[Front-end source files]

______________________________

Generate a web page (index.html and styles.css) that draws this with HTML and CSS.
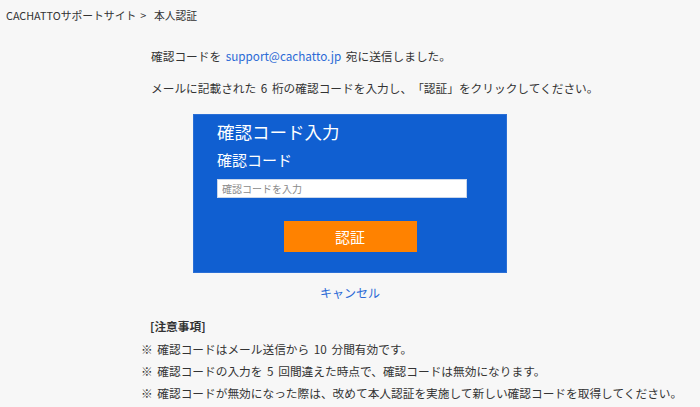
FILE: index.html
```html
<!DOCTYPE html>
<html lang="ja">
<head>
<meta charset="utf-8">
<title>本人認証</title>
<link rel="stylesheet" href="styles.css">
</head>
<body>
<nav class="crumb">CACHATTOサポートサイト &gt;&nbsp; 本人認証</nav>
<section class="intro">
  <p class="line first">確認コードを <a class="link" href="#">support@cachatto.jp</a> 宛に送信しました。</p>
  <p class="line">メールに記載された 6 桁の確認コードを入力し、「認証」をクリックしてください。</p>
</section>
<div class="box-row">
  <form class="box">
    <h1 class="box-title">確認コード入力</h1>
    <label class="box-label" for="code">確認コード</label>
    <input class="box-input" id="code" type="text" placeholder="確認コードを入力">
    <div class="btn-row"><button class="btn" type="button">認証</button></div>
  </form>
</div>
<div class="cancel-row"><a class="link cancel" href="#">キャンセル</a></div>
<section class="notes">
  <h2 class="notes-title">[注意事項]</h2>
  <p class="note">※ 確認コードはメール送信から 10 分間有効です。</p>
  <p class="note">※ 確認コードの入力を 5 回間違えた時点で、確認コードは無効になります。</p>
  <p class="note">※ 確認コードが無効になった際は、改めて本人認証を実施して新しい確認コードを取得してください。</p>
</section>
</body>
</html>
```
FILE: styles.css
```css
html, body {
  margin: 0;
  padding: 0;
}
body {
  background: #f7f7f7;
  color: #333333;
  font-family: "Noto Sans CJK JP", "Noto Sans", sans-serif;
  font-size: 11.7px;
  word-spacing: 2px;
  text-spacing-trim: space-all;
  font-feature-settings: "chws" 0, "halt" 0;
  width: 700px;
  height: 407px;
  overflow: hidden;
}
.crumb {
  padding: 5px 6px;
  font-size: 10.8px;
  word-spacing: 1.5px;
  line-height: 20px;
}
.intro {
  padding-left: 151px;
}
.line {
  margin: 12px 0 0;
  line-height: 20px;
}
.line.first {
  margin-top: 16px;
}
.link {
  color: #2b6ad6;
  text-decoration: none;
}
.box-row {
  display: flex;
  justify-content: center;
  margin-top: 16px;
}
.box {
  width: 314px;
  box-sizing: border-box;
  background: #105fd1;
  border: 1px solid #2a6fd6;
  padding: 5px 23px 20px;
  display: flex;
  flex-direction: column;
  align-items: flex-start;
}
.box-title {
  margin: 0;
  color: #ffffff;
  font-size: 17.5px;
  font-weight: normal;
  line-height: 24px;
}
.box-label {
  margin-top: 6px;
  color: #ffffff;
  font-size: 15px;
  line-height: 20px;
}
.box-input {
  margin-top: 9px;
  width: 250px;
  height: 19px;
  box-sizing: border-box;
  border: 1px solid #c9d6ea;
  background: #ffffff;
  padding: 0 4px;
  font-family: inherit;
  font-size: 10px;
  outline: none;
}
.box-input::placeholder {
  color: #8a8a8a;
}
.btn-row {
  align-self: stretch;
  display: flex;
  justify-content: center;
  margin-top: 23px;
}
.btn {
  width: 133px;
  height: 31px;
  border: 0;
  background: #ff8200;
  color: #ffffff;
  font-family: inherit;
  font-size: 15px;
  padding: 0;
}
.cancel-row {
  text-align: center;
  margin-top: 10px;
  line-height: 20px;
  font-size: 12px;
}
.notes {
  padding-left: 141px;
  margin-top: 13px;
}
.notes-title {
  margin: 0 0 2px 9px;
  font-size: 11.7px;
  font-weight: bold;
  line-height: 20px;
}
.note {
  margin: 0;
  line-height: 22px;
}
```
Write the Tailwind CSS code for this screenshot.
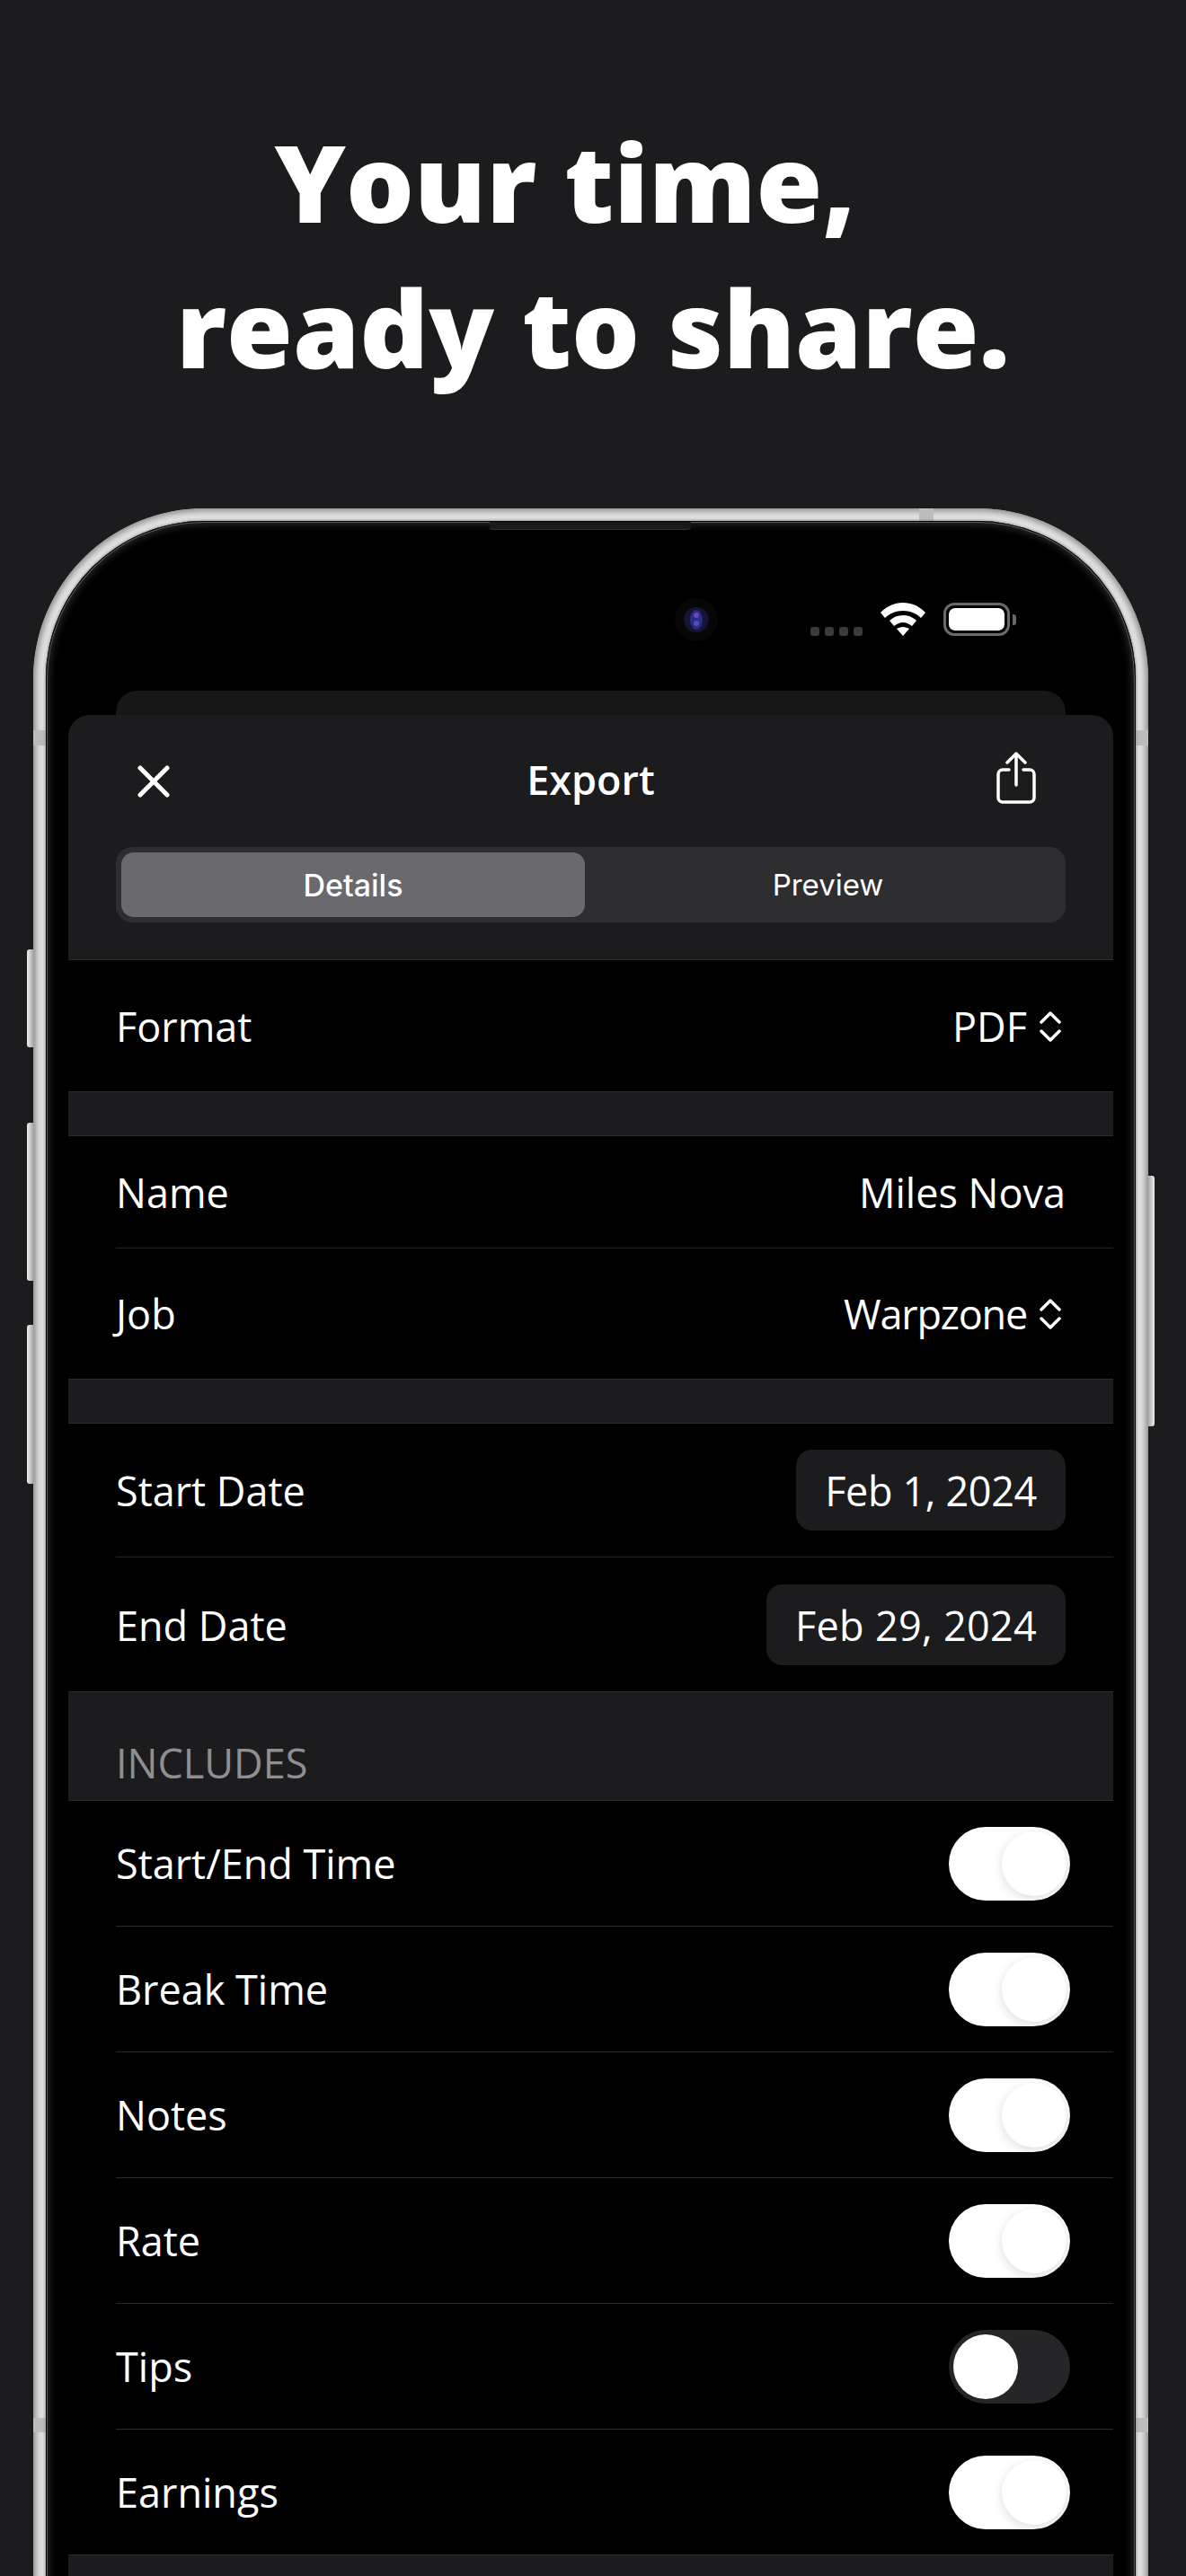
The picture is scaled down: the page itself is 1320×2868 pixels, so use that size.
<!DOCTYPE html>
<html lang="en">
<head>
    <meta charset="UTF-8">
    <meta name="viewport" content="width=device-width, initial-scale=1.0">
    <title>Your time, ready to share</title>
    <script src="https://cdn.jsdelivr.net/npm/@tailwindcss/browser@4"></script>
</head>
<body class="bg-[#1c1c1e]">
<div class="relative w-[1320px] h-[2868px] overflow-hidden font-['Open_Sans',sans-serif] text-white">
    <!-- Headline -->
    <h1 class="pt-[121px] pb-[3px] text-center font-extrabold text-[119.5px] leading-[162px]"><span class="inline-block pr-[62px]">Your time,</span><br>ready to share.</h1>

    <!-- Side buttons -->
    <div class="absolute left-[30px] top-[1057px] w-[7px] h-[109px] rounded-l-[3px] bg-gradient-to-r from-[#f0f0f0] to-[#a8a8a8]"></div>
    <div class="absolute left-[30px] top-[1250px] w-[7px] h-[176px] rounded-l-[3px] bg-gradient-to-r from-[#f0f0f0] to-[#a8a8a8]"></div>
    <div class="absolute left-[30px] top-[1475px] w-[7px] h-[177px] rounded-l-[3px] bg-gradient-to-r from-[#f0f0f0] to-[#a8a8a8]"></div>
    <div class="absolute left-[1278px] top-[1309px] w-[7px] h-[279px] rounded-r-[3px] bg-gradient-to-l from-[#f0f0f0] to-[#a8a8a8]"></div>

    <!-- Phone -->
    <div class="relative mt-[118px] ml-[37px] w-[1241px] h-[2500px] rounded-[190px] bg-[#e0e0e0] p-[14px] shadow-[inset_0_0_6px_3px_#8c8c8c]">
        <!-- antenna bands -->
        <div class="absolute left-0 top-[247px] w-[15px] h-[17px] bg-[#bcbcbc]"></div>
        <div class="absolute right-0 top-[247px] w-[15px] h-[17px] bg-[#bcbcbc]"></div>
        <div class="absolute left-[986px] top-0 w-[16px] h-[15px] bg-[#bcbcbc]"></div>
        <div class="absolute left-0 top-[2126px] w-[15px] h-[16px] bg-[#bcbcbc]"></div>
        <div class="absolute right-0 top-[2126px] w-[15px] h-[16px] bg-[#bcbcbc]"></div>

        <div class="relative h-full rounded-[176px] bg-black pt-[189px] shadow-[0_0_3px_1px_#9a9a9a,inset_0_0_0_1px_#000,inset_0_0_0_2px_#5a5a5a,inset_0_0_8px_4px_#2a2a2a]">
            <!-- speaker -->
            <div class="absolute left-[494px] top-[1px] w-[224px] h-[9px] rounded-b-[4px] border-b border-[#303030] bg-[#1a1a1a]"></div>

            <!-- camera -->
            <svg class="absolute left-[700px] top-[86px]" width="48" height="48" viewBox="0 0 48 48">
                <circle cx="24" cy="24" r="24" fill="#070708"/>
                <circle cx="24" cy="24" r="14" fill="#141530"/>
                <ellipse cx="24" cy="24" rx="7" ry="11" fill="#2a2a8a"/>
                <circle cx="24" cy="19" r="3" fill="#6a4ab0"/>
                <circle cx="24" cy="28" r="3" fill="#5a4ab0"/>
            </svg>

            <!-- Status bar -->
            <div class="absolute left-[851px] top-[118px] flex gap-[6px]">
                <span class="w-[10px] h-[10px] rounded-[3px] bg-[#3c3c3c]"></span>
                <span class="w-[10px] h-[10px] rounded-[3px] bg-[#3c3c3c]"></span>
                <span class="w-[10px] h-[10px] rounded-[3px] bg-[#3c3c3c]"></span>
                <span class="w-[10px] h-[10px] rounded-[3px] bg-[#3c3c3c]"></span>
            </div>
            <svg class="absolute left-[929px] top-[91px]" width="50" height="37" viewBox="0 0 50 37">
                <path d="M25 0C15 0 7 4 0 11l5 6c5-5 12-8 20-8s15 3 20 8l5-6C43 4 35 0 25 0z" fill="#fff"/>
                <path d="M25 14c-6 0-11 2-15 6l5 6c3-2 6-4 10-4s7 2 10 4l5-6c-4-4-9-6-15-6z" fill="#fff"/>
                <path d="M25 27c-3 0-5 1-7 2l7 8 7-8c-2-1-4-2-7-2z" fill="#fff"/>
            </svg>
            <div class="absolute left-[999px] top-[91px] flex items-center gap-[3px]">
                <div class="w-[74px] h-[37px] rounded-[12px] border-[3px] border-[#6a6a6a] p-[3px]">
                    <div class="w-full h-full rounded-[7px] bg-white"></div>
                </div>
                <div class="w-[4px] h-[12px] rounded-r-[3px] bg-[#6a6a6a]"></div>
            </div>

            <!-- Card behind the sheet -->
            <div class="mx-[78px] h-[27px] rounded-t-[24px] bg-[#171718]"></div>

            <!-- Sheet -->
            <div class="mx-[25px] rounded-t-[24px] bg-[#1c1c1e]">
                <!-- Sheet header -->
                <div class="grid grid-cols-[1fr_auto_1fr] items-center h-[147px] px-[77px]">
                    <svg width="36" height="36" viewBox="0 0 36 36" fill="none" stroke="#fff" stroke-width="5" stroke-linecap="round"><path d="M3 3l30 30M33 3L3 33"/></svg>
                    <span class="mb-[3px] font-semibold text-[45px]">Export</span>
                    <svg class="justify-self-end mr-[9px] mb-[8px]" width="44" height="58" viewBox="0 0 44 58" fill="none" stroke="#fff" stroke-width="3.5" stroke-linecap="round" stroke-linejoin="round"><path d="M14 20H7a5 5 0 0 0-5 5v26a5 5 0 0 0 5 5h30a5 5 0 0 0 5-5V25a5 5 0 0 0-5-5h-7"/><path d="M22 37V3M12 12l10-10 10 10"/></svg>
                </div>

                <!-- Segmented control -->
                <div class="mx-[53px] flex h-[84px] rounded-[18px] bg-[#2e2e31] p-[6px] font-['Inter',sans-serif] text-[34px]">
                    <div class="flex w-[516px] items-center justify-center rounded-[14px] bg-[#69696e] font-medium">Details</div>
                    <div class="flex flex-1 items-center justify-center pl-[12px] pt-[2px] text-[33px]">Preview</div>
                </div>
                <div class="h-[41px]"></div>

                <!-- Format -->
                <div class="flex h-[148px] items-center justify-between bg-black pl-[53px] pr-[53px] pt-[2px] border-y border-[#2c2c2e] text-[45px]">
                    <span>Format</span>
                    <span class="flex items-center gap-[14px]">PDF
                        <svg class="mr-[5px]" width="24" height="34" viewBox="0 0 24 34" fill="none" stroke="#fff" stroke-width="3.5" stroke-linecap="round" stroke-linejoin="round"><path d="M2 12L12 2l10 10M2 22l10 10 10-10"/></svg>
                    </span>
                </div>
                <div class="h-[48px]"></div>

                <!-- Name / Job -->
                <div class="bg-black border-y border-[#2c2c2e] text-[45px]">
                    <div class="flex h-[124px] items-center justify-between pl-[53px] pr-[53px] pt-[2px]">
                        <span>Name</span>
                        <span>Miles Nova</span>
                    </div>
                    <div class="ml-[53px] h-px bg-[#232325]"></div>
                    <div class="flex h-[145px] items-center justify-between pl-[53px] pr-[53px]">
                        <span>Job</span>
                        <span class="flex items-center gap-[14px]"><span class="tracking-[-1.2px]">Warpzone</span>
                            <svg class="mr-[5px]" width="24" height="34" viewBox="0 0 24 34" fill="none" stroke="#fff" stroke-width="3.5" stroke-linecap="round" stroke-linejoin="round"><path d="M2 12L12 2l10 10M2 22l10 10 10-10"/></svg>
                        </span>
                    </div>
                </div>
                <div class="h-[48px]"></div>

                <!-- Dates -->
                <div class="bg-black border-y border-[#2c2c2e] text-[45px]">
                    <div class="flex h-[148px] items-center justify-between pl-[53px] pr-[53px]">
                        <span class="pt-[2px]">Start Date</span>
                        <span class="flex h-[90px] items-center rounded-[18px] bg-[#1c1c1e] px-[32px] pt-[2px] tracking-[-0.35px]">Feb 1, 2024</span>
                    </div>
                    <div class="ml-[53px] h-px bg-[#232325]"></div>
                    <div class="flex h-[149px] items-center justify-between pl-[53px] pr-[53px]">
                        <span class="pt-[2px]">End Date</span>
                        <span class="flex h-[90px] items-center rounded-[18px] bg-[#1c1c1e] px-[32px] pt-[2px] tracking-[0.3px]">Feb 29, 2024</span>
                    </div>
                </div>

                <!-- Includes -->
                <div class="flex h-[120px] items-end pl-[53px] pb-[8px] text-[45px] text-[#8e8e93]">INCLUDES</div>

                <div class="bg-black border-y border-[#2c2c2e] text-[45px]">
                    <div class="flex h-[139px] items-center justify-between pl-[53px] pr-[48px]">
                        <span>Start/End Time</span>
                        <div class="relative w-[135px] h-[82px] rounded-full bg-white">
                            <div class="absolute right-[4px] top-[5px] w-[72px] h-[72px] rounded-full bg-white shadow-[0_3px_12px_rgba(0,0,0,0.14)]"></div>
                        </div>
                    </div>
                    <div class="ml-[53px] h-px bg-[#2a2a2c]"></div>
                    <div class="flex h-[139px] items-center justify-between pl-[53px] pr-[48px]">
                        <span>Break Time</span>
                        <div class="relative w-[135px] h-[82px] rounded-full bg-white">
                            <div class="absolute right-[4px] top-[5px] w-[72px] h-[72px] rounded-full bg-white shadow-[0_3px_12px_rgba(0,0,0,0.14)]"></div>
                        </div>
                    </div>
                    <div class="ml-[53px] h-px bg-[#2a2a2c]"></div>
                    <div class="flex h-[139px] items-center justify-between pl-[53px] pr-[48px]">
                        <span>Notes</span>
                        <div class="relative w-[135px] h-[82px] rounded-full bg-white">
                            <div class="absolute right-[4px] top-[5px] w-[72px] h-[72px] rounded-full bg-white shadow-[0_3px_12px_rgba(0,0,0,0.14)]"></div>
                        </div>
                    </div>
                    <div class="ml-[53px] h-px bg-[#2a2a2c]"></div>
                    <div class="flex h-[139px] items-center justify-between pl-[53px] pr-[48px]">
                        <span>Rate</span>
                        <div class="relative w-[135px] h-[82px] rounded-full bg-white">
                            <div class="absolute right-[4px] top-[5px] w-[72px] h-[72px] rounded-full bg-white shadow-[0_3px_12px_rgba(0,0,0,0.14)]"></div>
                        </div>
                    </div>
                    <div class="ml-[53px] h-px bg-[#2a2a2c]"></div>
                    <div class="flex h-[139px] items-center justify-between pl-[53px] pr-[48px]">
                        <span>Tips</span>
                        <div class="relative w-[135px] h-[82px] rounded-full bg-[#262628]">
                            <div class="absolute left-[5px] top-[5px] w-[72px] h-[72px] rounded-full bg-white"></div>
                        </div>
                    </div>
                    <div class="ml-[53px] h-px bg-[#2a2a2c]"></div>
                    <div class="flex h-[139px] items-center justify-between pl-[53px] pr-[48px]">
                        <span>Earnings</span>
                        <div class="relative w-[135px] h-[82px] rounded-full bg-white">
                            <div class="absolute right-[4px] top-[5px] w-[72px] h-[72px] rounded-full bg-white shadow-[0_3px_12px_rgba(0,0,0,0.14)]"></div>
                        </div>
                    </div>
                </div>
                <div class="h-[200px]"></div>
            </div>
        </div>
    </div>
</div>
</body>
</html>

______________________________

> What to do: Report how many lines of the listing hold the word "that", with nothing but the number.

> Solution for this task: 2